**AIM**
Your task is to give the listing below back word for word, pictures excluded.

**GIVEN MATERIAL**
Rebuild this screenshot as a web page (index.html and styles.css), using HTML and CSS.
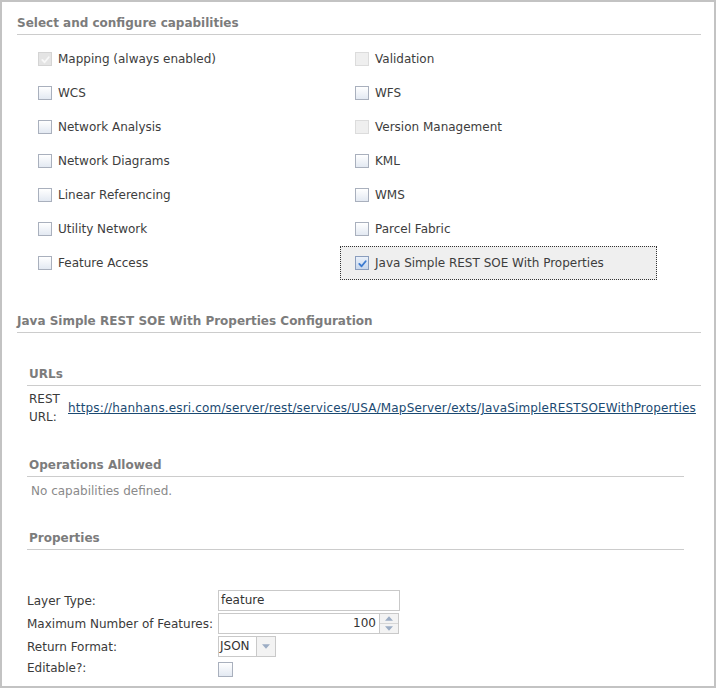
FILE: index.html
```html
<!DOCTYPE html>
<html>
<head>
<meta charset="utf-8">
<link rel="stylesheet" href="styles.css">
</head>
<body>
<div class="frame">
  <h2 class="sec-title">Select and configure capabilities</h2>
  <div class="cap-grid">
    <div class="cap"><span class="cb cb-disabled-checked"><svg viewBox="0 0 12 12"><path d="M2.5 6.5 L5 9 L9.5 3.5"/></svg></span><span>Mapping (always enabled)</span></div>
    <div class="cap"><span class="cb cb-disabled"></span><span>Validation</span></div>
    <div class="cap"><span class="cb"></span><span>WCS</span></div>
    <div class="cap"><span class="cb"></span><span>WFS</span></div>
    <div class="cap"><span class="cb"></span><span>Network Analysis</span></div>
    <div class="cap"><span class="cb cb-disabled"></span><span>Version Management</span></div>
    <div class="cap"><span class="cb"></span><span>Network Diagrams</span></div>
    <div class="cap"><span class="cb"></span><span>KML</span></div>
    <div class="cap"><span class="cb"></span><span>Linear Referencing</span></div>
    <div class="cap"><span class="cb"></span><span>WMS</span></div>
    <div class="cap"><span class="cb"></span><span>Utility Network</span></div>
    <div class="cap"><span class="cb"></span><span>Parcel Fabric</span></div>
    <div class="cap"><span class="cb"></span><span>Feature Access</span></div>
    <div class="cap cap-active"><span class="cb cb-checked"><svg viewBox="0 0 12 12"><path d="M2.5 6.5 L5 9 L9.5 3.5"/></svg></span><span>Java Simple REST SOE With Properties</span></div>
  </div>

  <h2 class="sec-title sec-config">Java Simple REST SOE With Properties Configuration</h2>

  <h3 class="sub-title sub-wide">URLs</h3>
  <table class="url-table">
    <tr>
      <td class="url-label">REST<br>URL:</td>
      <td class="url-link"><a href="#">https://hanhans.esri.com/server/rest/services/USA/MapServer/exts/JavaSimpleRESTSOEWithProperties</a></td>
    </tr>
  </table>

  <h3 class="sub-title sub-ops">Operations Allowed</h3>
  <p class="none-text">No capabilities defined.</p>

  <h3 class="sub-title sub-props">Properties</h3>
  <table class="prop-table">
    <tr>
      <td class="prop-label">Layer Type:</td>
      <td><div class="text-input">feature</div></td>
    </tr>
    <tr>
      <td class="prop-label">Maximum Number of Features:</td>
      <td>
        <div class="spinner">
          <span class="spin-value">100</span>
          <span class="spin-btns">
            <span class="spin-btn"><svg viewBox="0 0 9 5"><path d="M0 5 L4.5 0 L9 5 Z"/></svg></span>
            <span class="spin-btn"><svg viewBox="0 0 9 5"><path d="M0 0 L4.5 5 L9 0 Z"/></svg></span>
          </span>
        </div>
      </td>
    </tr>
    <tr>
      <td class="prop-label">Return Format:</td>
      <td>
        <div class="select">
          <span class="select-value">JSON</span>
          <span class="select-arrow"><svg viewBox="0 0 9 5"><path d="M0 0 L4.5 5 L9 0 Z"/></svg></span>
        </div>
      </td>
    </tr>
    <tr>
      <td class="prop-label">Editable?:</td>
      <td><span class="cb cb-edit"></span></td>
    </tr>
  </table>
</div>
</body>
</html>
```

FILE: styles.css
```css
* { box-sizing: border-box; }

html, body {
  margin: 0;
  padding: 0;
  background: #ffffff;
}

body {
  font-family: "DejaVu Sans", Verdana, sans-serif;
  font-size: 12px;
  line-height: 18px;
  color: #3a3a3a;
}

.frame {
  width: 716px;
  height: 688px;
  border: 2px solid #c3c3c3;
  overflow: hidden;
}

.sec-title {
  margin: 12px 13px 0 15px;
  padding: 0 0 2px 0;
  font-size: 12px;
  line-height: 18px;
  font-weight: bold;
  color: #7c7c7c;
  border-bottom: 1px solid #cccccc;
}

.sec-config {
  margin-top: 32px;
}

.cap-grid {
  margin: 7px 0 0 21px;
  display: grid;
  grid-template-columns: 317px 317px;
  grid-auto-rows: 34px;
}

.cap {
  display: flex;
  align-items: center;
  gap: 6px;
  padding-left: 15px;
  color: #3d3d3d;
}

.cap-active {
  background: #efefef;
  border: 1px dotted #333333;
  padding-left: 14px;
}

.cb {
  display: inline-flex;
  align-items: center;
  justify-content: center;
  width: 14px;
  height: 14px;
  flex: none;
  border: 1px solid #a9b0bd;
  background: linear-gradient(#ffffff, #e3e9f2);
}

.cb svg {
  width: 11px;
  height: 11px;
  fill: none;
  stroke-width: 2;
  stroke-linecap: round;
  stroke-linejoin: round;
}

.cb-disabled {
  border-color: #dcdcdc;
  background: #efefef;
}

.cb-disabled-checked {
  border-color: #d4d4d4;
  background: #e4e4e4;
}

.cb-disabled-checked svg {
  stroke: #f8f8f8;
}

.cb-checked {
  border-color: #8a9dbd;
  background: linear-gradient(#e9f0fa, #c8d7ec);
}

.cb-checked svg {
  stroke: #3b7ad0;
}

.sub-title {
  margin: 0 13px 0 25px;
  padding: 0 0 2px 2px;
  font-size: 12px;
  line-height: 18px;
  font-weight: bold;
  color: #7c7c7c;
  border-bottom: 1px solid #cccccc;
}

.sub-wide {
  margin-top: 32px;
}

.sub-ops {
  margin-top: 30px;
  margin-right: 30px;
}

.sub-props {
  margin-top: 29px;
  margin-right: 30px;
}

.url-table {
  margin: 4px 0 0 27px;
  border-collapse: collapse;
}

.url-table td {
  padding: 0;
  vertical-align: middle;
}

.url-label {
  width: 39px;
  color: #3a3a3a;
}

.url-link a {
  color: #1b4a72;
  text-decoration: underline;
  white-space: nowrap;
  letter-spacing: 0.16px;
}

.none-text {
  margin: 5px 0 0 29px;
  color: #8a8a8a;
}

.prop-table {
  margin: 40px 0 0 25px;
  border-collapse: collapse;
}

.prop-table td {
  padding: 0 0 2px 0;
  vertical-align: middle;
}

.prop-label {
  width: 191px;
  color: #3a3a3a;
}

.text-input {
  width: 182px;
  height: 21px;
  border: 1px solid #c9c9c9;
  padding: 0 2px;
  line-height: 19px;
  color: #333333;
}

.spinner {
  display: flex;
  width: 181px;
  height: 21px;
  border: 1px solid #c9c9c9;
}

.spin-value {
  flex: 1;
  text-align: right;
  padding-right: 3px;
  line-height: 19px;
  color: #333333;
}

.spin-btns {
  display: flex;
  flex-direction: column;
  width: 19px;
  border-left: 1px solid #c9c9c9;
}

.spin-btn {
  flex: 1;
  display: flex;
  align-items: center;
  justify-content: center;
  background: #f3f3f3;
}

.spin-btn + .spin-btn {
  border-top: 1px solid #d6d6d6;
}

.spin-btn svg,
.select-arrow svg {
  width: 8px;
  height: 5px;
  fill: #9cadc4;
}

.select {
  display: flex;
  width: 58px;
  height: 21px;
  border: 1px solid #c9c9c9;
}

.select-value {
  flex: 1;
  padding-left: 1px;
  line-height: 19px;
  color: #333333;
}

.select-arrow {
  width: 19px;
  display: flex;
  align-items: center;
  justify-content: center;
  border-left: 1px solid #c9c9c9;
  background: #f3f3f3;
}

.cb-edit {
  display: flex;
  margin-top: 3px;
  width: 15px;
  height: 15px;
}
```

**RESULT FOR THIS TASK**
Rebuild this screenshot as a web page (index.html and styles.css), using HTML and CSS.
FILE: index.html
```html
<!DOCTYPE html>
<html>
<head>
<meta charset="utf-8">
<link rel="stylesheet" href="styles.css">
</head>
<body>
<div class="frame">
  <h2 class="sec-title">Select and configure capabilities</h2>
  <div class="cap-grid">
    <div class="cap"><span class="cb cb-disabled-checked"><svg viewBox="0 0 12 12"><path d="M2.5 6.5 L5 9 L9.5 3.5"/></svg></span><span>Mapping (always enabled)</span></div>
    <div class="cap"><span class="cb cb-disabled"></span><span>Validation</span></div>
    <div class="cap"><span class="cb"></span><span>WCS</span></div>
    <div class="cap"><span class="cb"></span><span>WFS</span></div>
    <div class="cap"><span class="cb"></span><span>Network Analysis</span></div>
    <div class="cap"><span class="cb cb-disabled"></span><span>Version Management</span></div>
    <div class="cap"><span class="cb"></span><span>Network Diagrams</span></div>
    <div class="cap"><span class="cb"></span><span>KML</span></div>
    <div class="cap"><span class="cb"></span><span>Linear Referencing</span></div>
    <div class="cap"><span class="cb"></span><span>WMS</span></div>
    <div class="cap"><span class="cb"></span><span>Utility Network</span></div>
    <div class="cap"><span class="cb"></span><span>Parcel Fabric</span></div>
    <div class="cap"><span class="cb"></span><span>Feature Access</span></div>
    <div class="cap cap-active"><span class="cb cb-checked"><svg viewBox="0 0 12 12"><path d="M2.5 6.5 L5 9 L9.5 3.5"/></svg></span><span>Java Simple REST SOE With Properties</span></div>
  </div>

  <h2 class="sec-title sec-config">Java Simple REST SOE With Properties Configuration</h2>

  <h3 class="sub-title sub-wide">URLs</h3>
  <table class="url-table">
    <tr>
      <td class="url-label">REST<br>URL:</td>
      <td class="url-link"><a href="#">https://hanhans.esri.com/server/rest/services/USA/MapServer/exts/JavaSimpleRESTSOEWithProperties</a></td>
    </tr>
  </table>

  <h3 class="sub-title sub-ops">Operations Allowed</h3>
  <p class="none-text">No capabilities defined.</p>

  <h3 class="sub-title sub-props">Properties</h3>
  <table class="prop-table">
    <tr>
      <td class="prop-label">Layer Type:</td>
      <td><div class="text-input">feature</div></td>
    </tr>
    <tr>
      <td class="prop-label">Maximum Number of Features:</td>
      <td>
        <div class="spinner">
          <span class="spin-value">100</span>
          <span class="spin-btns">
            <span class="spin-btn"><svg viewBox="0 0 9 5"><path d="M0 5 L4.5 0 L9 5 Z"/></svg></span>
            <span class="spin-btn"><svg viewBox="0 0 9 5"><path d="M0 0 L4.5 5 L9 0 Z"/></svg></span>
          </span>
        </div>
      </td>
    </tr>
    <tr>
      <td class="prop-label">Return Format:</td>
      <td>
        <div class="select">
          <span class="select-value">JSON</span>
          <span class="select-arrow"><svg viewBox="0 0 9 5"><path d="M0 0 L4.5 5 L9 0 Z"/></svg></span>
        </div>
      </td>
    </tr>
    <tr>
      <td class="prop-label">Editable?:</td>
      <td><span class="cb cb-edit"></span></td>
    </tr>
  </table>
</div>
</body>
</html>
```

FILE: styles.css
```css
* { box-sizing: border-box; }

html, body {
  margin: 0;
  padding: 0;
  background: #ffffff;
}

body {
  font-family: "DejaVu Sans", Verdana, sans-serif;
  font-size: 12px;
  line-height: 18px;
  color: #3a3a3a;
}

.frame {
  width: 716px;
  height: 688px;
  border: 2px solid #c3c3c3;
  overflow: hidden;
}

.sec-title {
  margin: 12px 13px 0 15px;
  padding: 0 0 2px 0;
  font-size: 12px;
  line-height: 18px;
  font-weight: bold;
  color: #7c7c7c;
  border-bottom: 1px solid #cccccc;
}

.sec-config {
  margin-top: 32px;
}

.cap-grid {
  margin: 7px 0 0 21px;
  display: grid;
  grid-template-columns: 317px 317px;
  grid-auto-rows: 34px;
}

.cap {
  display: flex;
  align-items: center;
  gap: 6px;
  padding-left: 15px;
  color: #3d3d3d;
}

.cap-active {
  background: #efefef;
  border: 1px dotted #333333;
  padding-left: 14px;
}

.cb {
  display: inline-flex;
  align-items: center;
  justify-content: center;
  width: 14px;
  height: 14px;
  flex: none;
  border: 1px solid #a9b0bd;
  background: linear-gradient(#ffffff, #e3e9f2);
}

.cb svg {
  width: 11px;
  height: 11px;
  fill: none;
  stroke-width: 2;
  stroke-linecap: round;
  stroke-linejoin: round;
}

.cb-disabled {
  border-color: #dcdcdc;
  background: #efefef;
}

.cb-disabled-checked {
  border-color: #d4d4d4;
  background: #e4e4e4;
}

.cb-disabled-checked svg {
  stroke: #f8f8f8;
}

.cb-checked {
  border-color: #8a9dbd;
  background: linear-gradient(#e9f0fa, #c8d7ec);
}

.cb-checked svg {
  stroke: #3b7ad0;
}

.sub-title {
  margin: 0 13px 0 25px;
  padding: 0 0 2px 2px;
  font-size: 12px;
  line-height: 18px;
  font-weight: bold;
  color: #7c7c7c;
  border-bottom: 1px solid #cccccc;
}

.sub-wide {
  margin-top: 32px;
}

.sub-ops {
  margin-top: 30px;
  margin-right: 30px;
}

.sub-props {
  margin-top: 29px;
  margin-right: 30px;
}

.url-table {
  margin: 4px 0 0 27px;
  border-collapse: collapse;
}

.url-table td {
  padding: 0;
  vertical-align: middle;
}

.url-label {
  width: 39px;
  color: #3a3a3a;
}

.url-link a {
  color: #1b4a72;
  text-decoration: underline;
  white-space: nowrap;
  letter-spacing: 0.16px;
}

.none-text {
  margin: 5px 0 0 29px;
  color: #8a8a8a;
}

.prop-table {
  margin: 40px 0 0 25px;
  border-collapse: collapse;
}

.prop-table td {
  padding: 0 0 2px 0;
  vertical-align: middle;
}

.prop-label {
  width: 191px;
  color: #3a3a3a;
}

.text-input {
  width: 182px;
  height: 21px;
  border: 1px solid #c9c9c9;
  padding: 0 2px;
  line-height: 19px;
  color: #333333;
}

.spinner {
  display: flex;
  width: 181px;
  height: 21px;
  border: 1px solid #c9c9c9;
}

.spin-value {
  flex: 1;
  text-align: right;
  padding-right: 3px;
  line-height: 19px;
  color: #333333;
}

.spin-btns {
  display: flex;
  flex-direction: column;
  width: 19px;
  border-left: 1px solid #c9c9c9;
}

.spin-btn {
  flex: 1;
  display: flex;
  align-items: center;
  justify-content: center;
  background: #f3f3f3;
}

.spin-btn + .spin-btn {
  border-top: 1px solid #d6d6d6;
}

.spin-btn svg,
.select-arrow svg {
  width: 8px;
  height: 5px;
  fill: #9cadc4;
}

.select {
  display: flex;
  width: 58px;
  height: 21px;
  border: 1px solid #c9c9c9;
}

.select-value {
  flex: 1;
  padding-left: 1px;
  line-height: 19px;
  color: #333333;
}

.select-arrow {
  width: 19px;
  display: flex;
  align-items: center;
  justify-content: center;
  border-left: 1px solid #c9c9c9;
  background: #f3f3f3;
}

.cb-edit {
  display: flex;
  margin-top: 3px;
  width: 15px;
  height: 15px;
}
```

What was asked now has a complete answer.